I think painting, working with objects, carries that same feeling: a place I know, yet as distant as a hidden dream. My vehicles are always ready—I can discover it at any moment.
What role does your studio play in your production process? Is it an archive, a playground, or a narrative space where stories take shape?
My studio feels like the control tower of this process of discovery. All my songs take shape there; they slowly come alive over hours. It’s a place where I work with hope, without knowing what will emerge.
It’s where I’m alone, where I cook, my hut, my home. It’s where I get bored, where I watch films. Painting, like writing, is something inward for me—there’s nothing but inner voices as everything forms. It’s where I look at books, read, where my students join me on certain days.
It’s filled with objects, postcards, plastic items—a kind of treasure chest. Newspaper clippings, egg cartons—it feels like a harbor or marketplace, but everything inside is my own selection. It’s the place I miss when I travel to distant islands.
When starting a work, is your first move usually writing, drawing, or engaging with an object? How does the tension between “construction and destruction” manifest in your studio?
Works don’t come into being all at once. I find myself constantly thinking through an image problem. I can describe it like this: I have fragments of images in my mind. While sketching in an empty notebook, something suddenly flashes. This sudden emergence is important to me.
Slowly, I pull that image out of emptiness—or perhaps it always exists as a kind of emptiness. Sometimes a painting emerges from another painting. I’m also dealing with issues like repetition, incompleteness, and many other painterly problems.
In the end, there’s both constructing and dismantling a structure—these concepts, along with many other components. How the surface develops is an unknown territory. Sometimes I follow a clipping, sometimes a photograph.
What emerges should be meaningful, but also useless. Repetition is necessary to maintain a certain tension—not dull repetition, but creative, generative repetition.

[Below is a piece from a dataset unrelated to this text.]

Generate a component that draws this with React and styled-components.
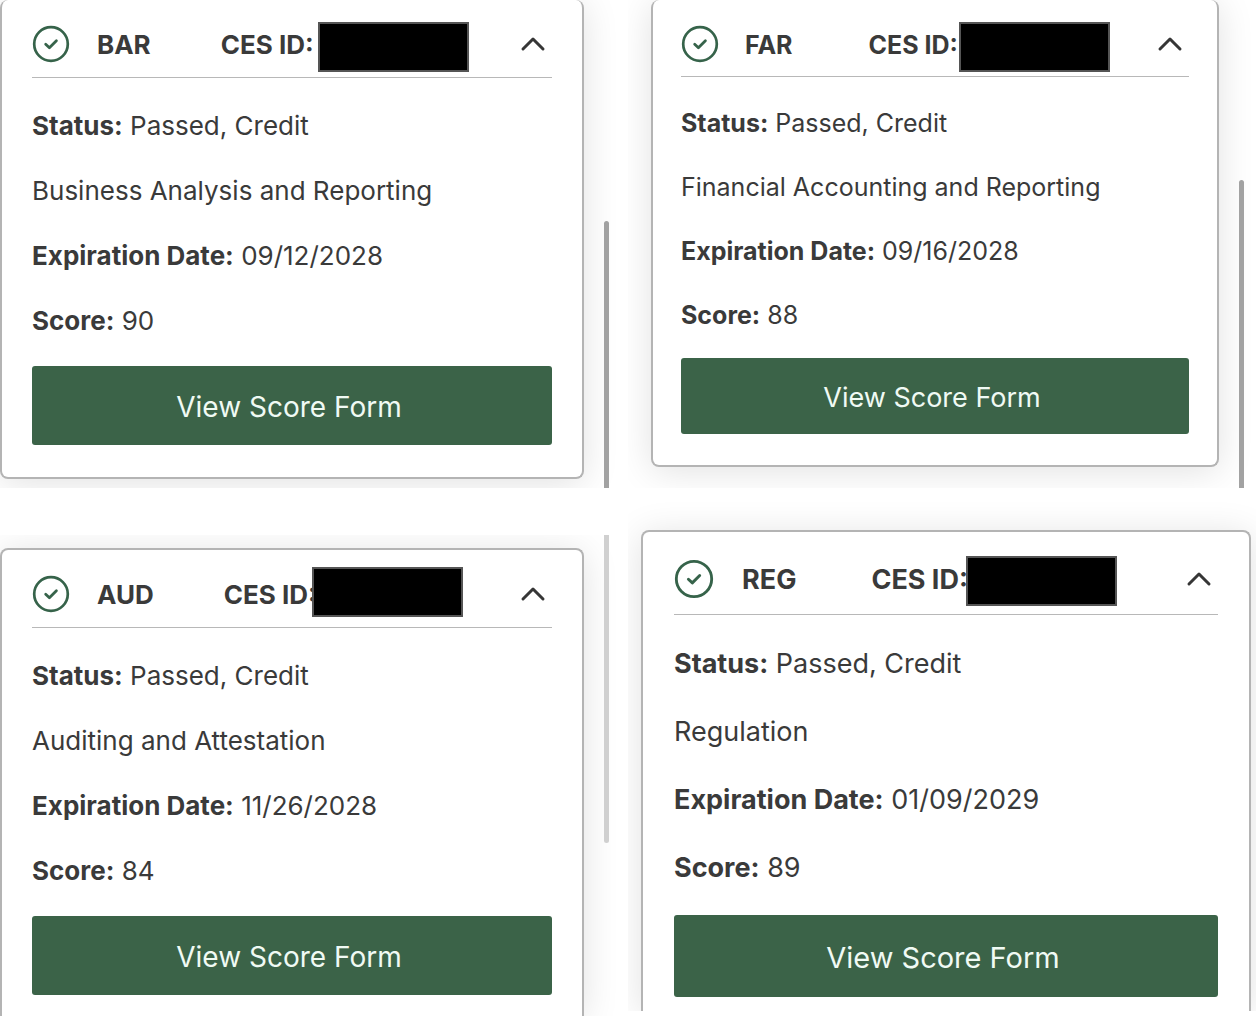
import React, { useState } from "react";
import styled, { createGlobalStyle } from "styled-components";

const GlobalStyle = createGlobalStyle`
  * {
    box-sizing: border-box;
  }

  body {
    margin: 0;
    background: #ffffff;
    color: #3a3a3a;
    font-family: Inter, "Liberation Sans", sans-serif;
  }
`;

// --- Card sizes ---
const sizes = {
  sm: {
    font: 25, line: 38, gap: 26, padX: 28, icon: 38, iconGap: 26, idGap: 76,
    headTop: 25, headBottom: 13, bodyTop: 27, buttonGap: 24, button: 76, buttonFont: 27, bottom: 31,
  },
  md: {
    font: 26, line: 39, gap: 26, padX: 30, icon: 38, iconGap: 27, idGap: 70,
    headTop: 25, headBottom: 14, bodyTop: 28, buttonGap: 26, button: 79, buttonFont: 28, bottom: 32,
  },
  lg: {
    font: 27, line: 41, gap: 27, padX: 31, icon: 40, iconGap: 28, idGap: 75,
    headTop: 27, headBottom: 15, bodyTop: 28, buttonGap: 27, button: 82, buttonFont: 29, bottom: 33,
  },
};

// --- Styled Components ---
const Page = styled.main`
  display: grid;
  grid-template-columns: 1fr 1fr;
  height: 100vh;
  min-height: 1016px;
  overflow: hidden;
`;

const Column = styled.div`
  display: flex;
  flex-direction: column;
  gap: ${(props) => props.$gap}px;
  min-width: 0;
  padding-bottom: ${(props) => props.$bottom || 0}px;
`;

const Pane = styled.section`
  display: flex;
  gap: 20px;
  flex: ${(props) => (props.$grow ? "1 1 0" : "none")};
  min-height: 0;
  overflow: hidden;
  padding: ${(props) => props.$padding};
`;

const Card = styled.article`
  flex: 1;
  min-width: 0;
  padding: 0 ${(props) => props.$size.padX}px;
  padding-bottom: ${(props) => props.$size.bottom}px;
  background: #ffffff;
  border: 2px solid #b4b4b4;
  border-radius: 8px;
  box-shadow: 0 4px 36px rgba(0, 0, 0, 0.12);
  font-size: ${(props) => props.$size.font}px;
  line-height: ${(props) => props.$size.line}px;

  ${(props) => props.$open === "top" && "border-top: 0;"}
  ${(props) =>
    props.$open === "bottom" &&
    "border-bottom: 0; border-bottom-left-radius: 0; border-bottom-right-radius: 0;"}
`;

const CardHeader = styled.header`
  position: relative;
  display: flex;
  align-items: center;
  padding-top: ${(props) => props.$size.headTop}px;
  padding-bottom: ${(props) => props.$size.headBottom}px;
  border-bottom: 1px solid #b8b8b8;
`;

const PassedIcon = styled.svg`
  flex: none;
  width: ${(props) => props.$size.icon}px;
  height: ${(props) => props.$size.icon}px;
  margin-right: ${(props) => props.$size.iconGap}px;
  fill: none;
  stroke: #36634a;
  stroke-linecap: round;
  stroke-linejoin: round;
`;

const Code = styled.h2`
  margin: 0;
  margin-right: ${(props) => props.$size.idGap}px;
  padding-top: 2px;
  font-size: inherit;
  font-weight: 650;
  line-height: 36px;
`;

const CesId = styled.span`
  padding-top: 2px;
  font-weight: 650;
  line-height: 36px;
  white-space: nowrap;
`;

/* Covers the candidate number, sits over the label */
const Redaction = styled.span`
  position: absolute;
  left: ${(props) => props.$left}px;
  top: ${(props) => props.$top}px;
  width: 151px;
  height: 50px;
  background: #000000;
  border: 2px solid #555555;
`;

const Toggle = styled.button`
  display: flex;
  margin-left: auto;
  padding: 6px;
  border: 0;
  background: none;
  cursor: pointer;

  svg {
    width: 26px;
    height: 16px;
    fill: none;
    stroke: #363636;
    stroke-width: 3;
    stroke-linecap: round;
    stroke-linejoin: round;
    transform: ${(props) => (props.$open ? "none" : "rotate(180deg)")};
  }
`;

const Details = styled.div`
  display: flex;
  flex-direction: column;
  gap: ${(props) => props.$size.gap}px;
  padding-top: ${(props) => props.$size.bodyTop}px;
`;

const Line = styled.p`
  margin: 0;

  strong {
    font-weight: 650;
  }
`;

const ScoreButton = styled.button`
  display: block;
  width: 100%;
  height: ${(props) => props.$size.button}px;
  margin-top: ${(props) => props.$size.buttonGap}px;
  padding: 2px 6px 0 0;
  border: 0;
  border-radius: 3px;
  background: #3b6348;
  color: #f0faf4;
  font-family: inherit;
  font-size: ${(props) => props.$size.buttonFont}px;
  cursor: pointer;
`;

const Thumb = styled.div`
  flex: none;
  width: 5px;
  height: ${(props) => props.$height}px;
  align-self: ${(props) => (props.$end ? "flex-end" : "flex-start")};
  background: ${(props) => (props.$end ? "#a2a2a2" : "#d0d0d0")};
  border-radius: ${(props) => (props.$end ? "3px 3px 0 0" : "0 0 3px 3px")};
`;

/* Runs the thumb down to the edge of the pane */
const Track = styled.div`
  display: flex;
  flex: none;
  margin-top: -${(props) => props.$top || 0}px;
  margin-bottom: -${(props) => props.$bottom || 0}px;
`;

// --- Score card ---
function ScoreCard({ exam, size, open }) {
  const [expanded, setExpanded] = useState(true);
  const s = sizes[size];

  return (
    <Card $size={s} $open={open}>
      <CardHeader $size={s}>
        <PassedIcon $size={s} viewBox="0 0 38 38" aria-hidden="true">
          <circle cx="19" cy="19" r="16.8" strokeWidth="2.7" />
          <path d="M13.7 19.2l3.7 3.5 7-7" strokeWidth="2.8" />
        </PassedIcon>
        <Code $size={s}>{exam.code}</Code>
        <CesId>CES ID:</CesId>
        <Redaction $left={exam.mark[0]} $top={exam.mark[1]} />
        <Toggle
          type="button"
          $open={expanded}
          aria-expanded={expanded}
          aria-label={`Toggle ${exam.code}`}
          onClick={() => setExpanded(!expanded)}
        >
          <svg viewBox="0 0 26 16">
            <path d="M3 13L13 3l10 10" />
          </svg>
        </Toggle>
      </CardHeader>
      {expanded && (
        <>
          <Details $size={s}>
            <Line>
              <strong>Status:</strong> Passed, Credit
            </Line>
            <Line>{exam.name}</Line>
            <Line>
              <strong>Expiration Date:</strong> {exam.expires}
            </Line>
            <Line>
              <strong>Score:</strong> {exam.score}
            </Line>
          </Details>
          <ScoreButton type="button" $size={s}>
            View Score Form
          </ScoreButton>
        </>
      )}
    </Card>
  );
}

// --- Data ---
const exams = {
  bar: { code: "BAR", name: "Business Analysis and Reporting", expires: "09/12/2028", score: 90, mark: [286, 22] },
  far: { code: "FAR", name: "Financial Accounting and Reporting", expires: "09/16/2028", score: 88, mark: [278, 22] },
  aud: { code: "AUD", name: "Auditing and Attestation", expires: "11/26/2028", score: 84, mark: [280, 17] },
  reg: { code: "REG", name: "Regulation", expires: "01/09/2029", score: 89, mark: [292, 24] },
};

export default function App() {
  return (
    <>
      <GlobalStyle />
      <Page>
        <Column $gap={47}>
          <Pane $padding="0 19px 9px 0">
            <ScoreCard exam={exams.bar} size="md" open="top" />
            <Track $bottom={9}>
              <Thumb $height={267} $end />
            </Track>
          </Pane>
          <Pane $grow $padding="13px 19px 0 0">
            <ScoreCard exam={exams.aud} size="md" open="bottom" />
            <Track $top={13}>
              <Thumb $height={308} />
            </Track>
          </Pane>
        </Column>
        <Column $gap={0} $bottom={5}>
          <Pane $padding="0 12px 21px 23px">
            <ScoreCard exam={exams.far} size="sm" open="top" />
            <Track $bottom={21}>
              <Thumb $height={308} $end />
            </Track>
          </Pane>
          <Pane $grow $padding="42px 5px 0 13px">
            <ScoreCard exam={exams.reg} size="lg" open="bottom" />
          </Pane>
        </Column>
      </Page>
    </>
  );
}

Does artistic production and viewing create lasting meaning, or is it a collective “family” experience that shares only a temporary sense of existence?
The act of painting reminds me that I’m part of a large family—the family of painting, and indirectly, the family of art. For thousands, even tens of thousands of years, things have been made—sometimes from an inner, innocent desire, sometimes as part of a collective function or assignment, always as part of culture.
In the modern world, it’s a vast system shaped by hidden patrons, where the autonomy of the artist is constantly at stake. Museums, schools, courses, galleries, states, collectors—they are all actors in this world. Like a family of doctors or engineers, everyone has a place within it.
Viewers are also part of this system. By engaging with artworks—in museums, galleries, fairs, or homes—they sustain artists. I think what gives power to the artist is the consensus of viewers and all these actors.
At the same time, the image itself has the power to reassert itself over these cognitive processes. Everything circulates in this orbit, offered to those who are curious.
No matter what is understood, time eventually reduces everything—compressing centuries into packages. Today, we know only fragments from the third century. Ten thousand years from now, nothing will remain from this century’s films or paintings.
What matters is remembering that, whatever our reasons, we are part of a process that will disappear. Perhaps all these actions are attempts to say, hopelessly, “I existed.” Like the personal photographs we accumulate—they too will vanish.
I don’t know if there is anything more valuable than time well spent. For both the viewer and the maker, this entire field offers a sensory, spiritual space—an experience of transmission. Beyond that, I don’t believe in anything more. Like everything that is transmitted, it moves toward uncertainty, toward darkness.